Life Beneath the Surface
Meal Plan November 8-14 | Simple November meal ideas for busy moms and tired weeks
Dinner
Saturday: [daytime birthday party] Baked Mac N Cheese (from freezer stash) + bagged salad
Sunday: [rainy afternoon] Slow Cooker Salsa Verde Chicken
Monday Encheladas using leftover salsa verde chicken
Tuesday: [Daycare Closed, very cold] Slow Cooker Sausage, Spinach and White Bean Soup + sourdough toast
Wednesday [very cold] Halal Guys Inspired Chicken and Rice Skillet
Thursday Maple and Miso Sheet-Pan Salmon With Green Beans
Friday: [Mom out] Americanized Sweet & Sour Chicken with rice
Lunch
Miso Broiled Tofu + bagged salad
Snack
Snack formula: 1 Crunchy element, 1 chewy element, 1 sweet element, 1 salty element (carb, protein, fruit, veg, dried fruit).... Salty puffed edamame, prune, yogurt pouch, cucumber
Breakfast
Oatmeal
Bagels + cream cheese
Babyfood

I found myself sending voice notes this week that began with, “I don’t have the bandwidth for a call, but I wanted you to know I’m thinking of you.” I might need to offer the same sentiment here on Substack.
My mind has been split: planning this week’s menu while sketching out Thanksgiving, playing with my kids while coordinating holiday playdates and winter birthdays, writing case notes while trying to finish a few pieces for Katie Rose In The Office so I don’t have to think about work over the holidays. It feels like a real test of my commitment to the Three Selves philosophy of self-care.
It’s Friday and I’m exhausted. My son doesn’t watch much TV, but we’ve slipped into a tradition of letting him watch a movie on Friday nights. He has learned the days of the week quickly as he counts down to get to it. It’s very cute, and also a reminder of how easily screens and stimulation grab hold of our brains. I’m trying to write a piece about that for my professional Substack, but my own adult brain is too overstimulated to make sense of anything I’m trying to say. It’s just one of those weeks… again.
Even though I’m tired, overcommitted, and have received a few stern but loving warnings from my husband and two friends to stop signing myself up for extra projects, I think I’ll make stove-popped popcorn for movie night. I get a kick out of watching it work every time. I grew up on microwave popcorn, so the real thing still feels like magic. That’s the thing: even when I don’t feel like cooking, a kitchen project rarely feels like work. I don’t meditate but I do cook and that feels pretty close.
In sessions this week, I found myself repeatedly explaining changes in our attention as imagery for the idea that our lives mirror nature. We have seasons of bloom and vibrancy — spring, summer, even parts of autumn— and times of spareness that allow us to reflect and appreciate when the vibrancy returns. But winter isn’t a time of death.
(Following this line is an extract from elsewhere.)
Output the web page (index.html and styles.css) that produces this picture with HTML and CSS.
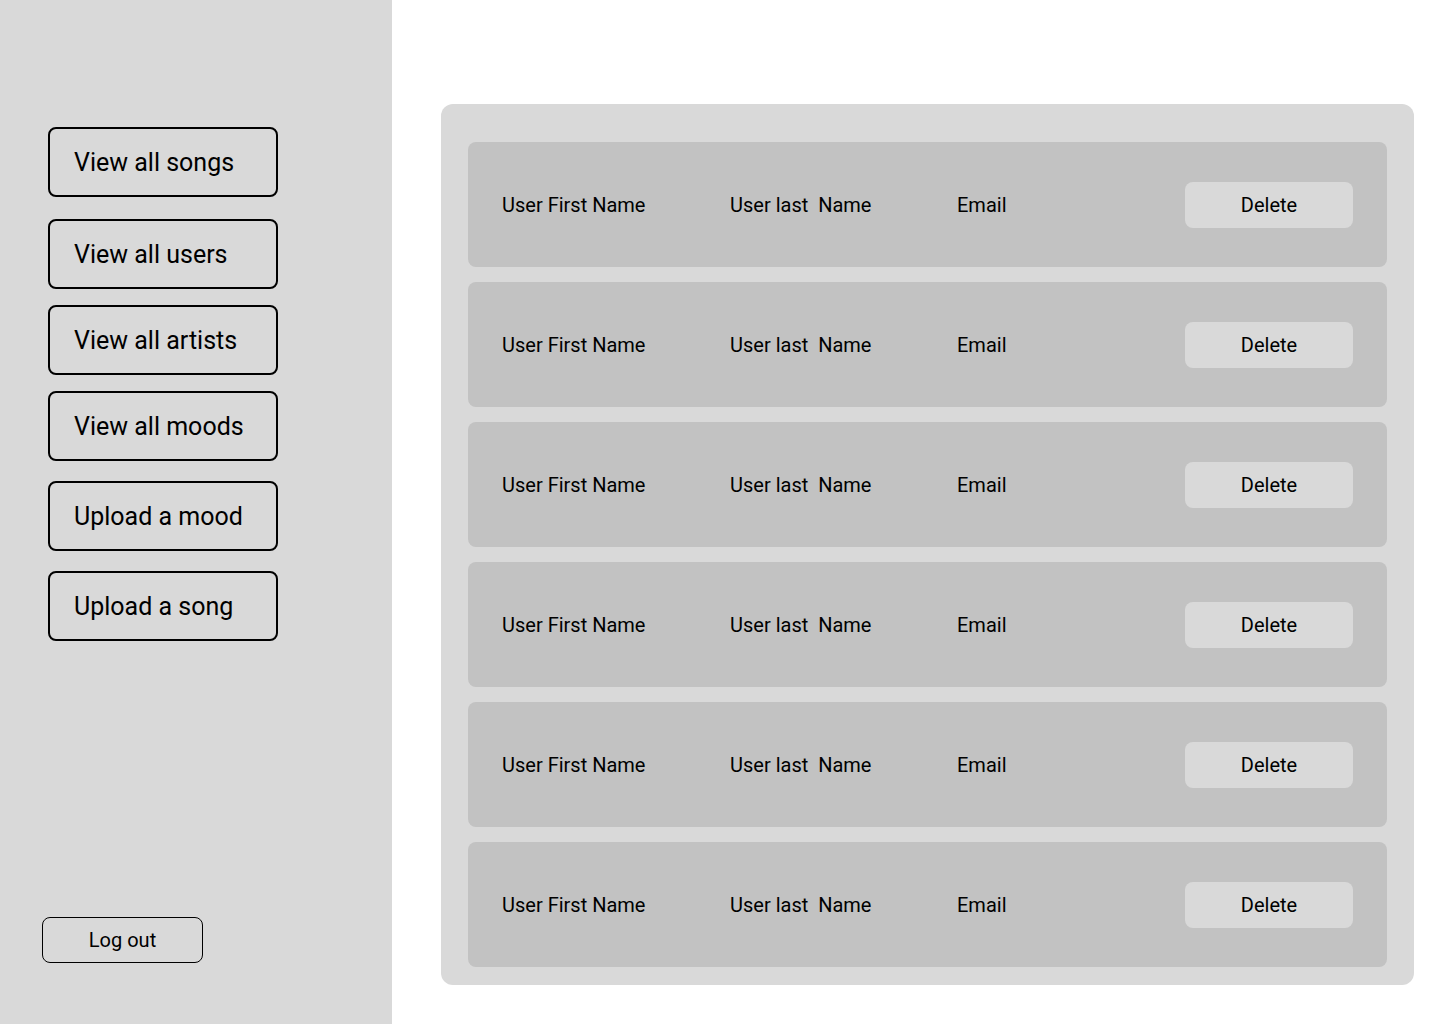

Trees drop their leaves and pull their energy inward, down their trunks and into their roots, where there is still life, still warmth, just out of sight.
I feel myself entering my own winter season. Literally, as the sun disappears by 4:30 PM, and figuratively, as my creativity and inspiration draw inward too. The signs of life are still there, just smaller: a menu planned, a case note finished, a big bowl of steaming stove-popped popcorn while my son watches his Friday movie.